Supply Chain Strategies: In 2022 we expect many items to be on allocation and/or have delivery dates and quantity to be randomly and suddenly changed. Many items, not just computer chips.
During their annual strategic planning meeting, Perfect Plastic outlined their eight-point strategy for dealing with supply chain disruption:
1. Maintain exceptional communication with customers:
1st to sustain trust. There is a lot of noise that this is all a conspiracy to raise prices. We must be ready to answer why?
2nd to keep customers informed in real-time to give them the most time to react and adjust.
3rd to coach customers to develop a plan B, and plan C for when their plan A is impacted. Constantly reminding them how important it is to supply accurate, timely forecasts to enable their vendors to order early enough to meet their needs.
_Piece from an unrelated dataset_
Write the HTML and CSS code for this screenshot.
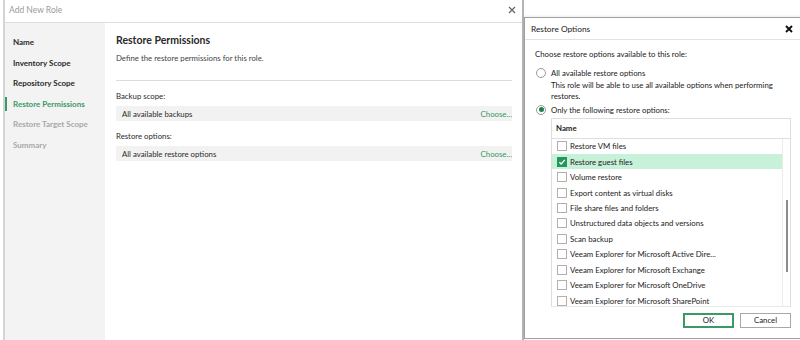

2. Maintain an even higher level of communication and cooperation within the company:
Disruptions affect every department. Maintain exceptional communications with your “internal customers”
3. Manage vendor relationships. Be very strategic in second sourcing vs. consolidating sources. If you are a small customer, the vendor with limited product is unlikely to accept your order over one from a major customer. (In today’s environment, having multiple suppliers for a critical part may result in never getting your orders fulfilled. Major customers receive the largest allocations.)
4. Increase inventory. Amazon.com can no longer deliver everything in 1-2 days even when they promised to. JIT inventory management is not ideal in an environment where delivery cycles are unpredictable.
5. Develop alternative ways to produce the final product as various components become unavailable. Anticipate shortages. Have plan B, C, and D proven and ready to go.
6. Increase prices to reflect the higher cost of doing business. Timely, reasonable, and well communicated.
7. Optimize the product mix, your vendors are. Smart phone chips are more profitable than automotive chips, but both consume the same amount of foundry capacity. With a finite foundry capacity, vendors are prioritizing production of the most profitable chip. When your production is constrained by a component availability, which product mix using that component makes the most sense?
8. When pricing consider opportunity cost. Consider, if you could only provide 80% of a customer’s requirement due to vendor allocations of his specific chip but the customer would be willing to fill the other 20% with a cheaper product. Your price to them for the cheaper product should reflect the loss of profit from using up capacity that would have been reserved for high margin product.
At all costs retain the trust of your customers, vendors, and employees. Reinforce the behaviors that communicate your character, your competence, and your caring.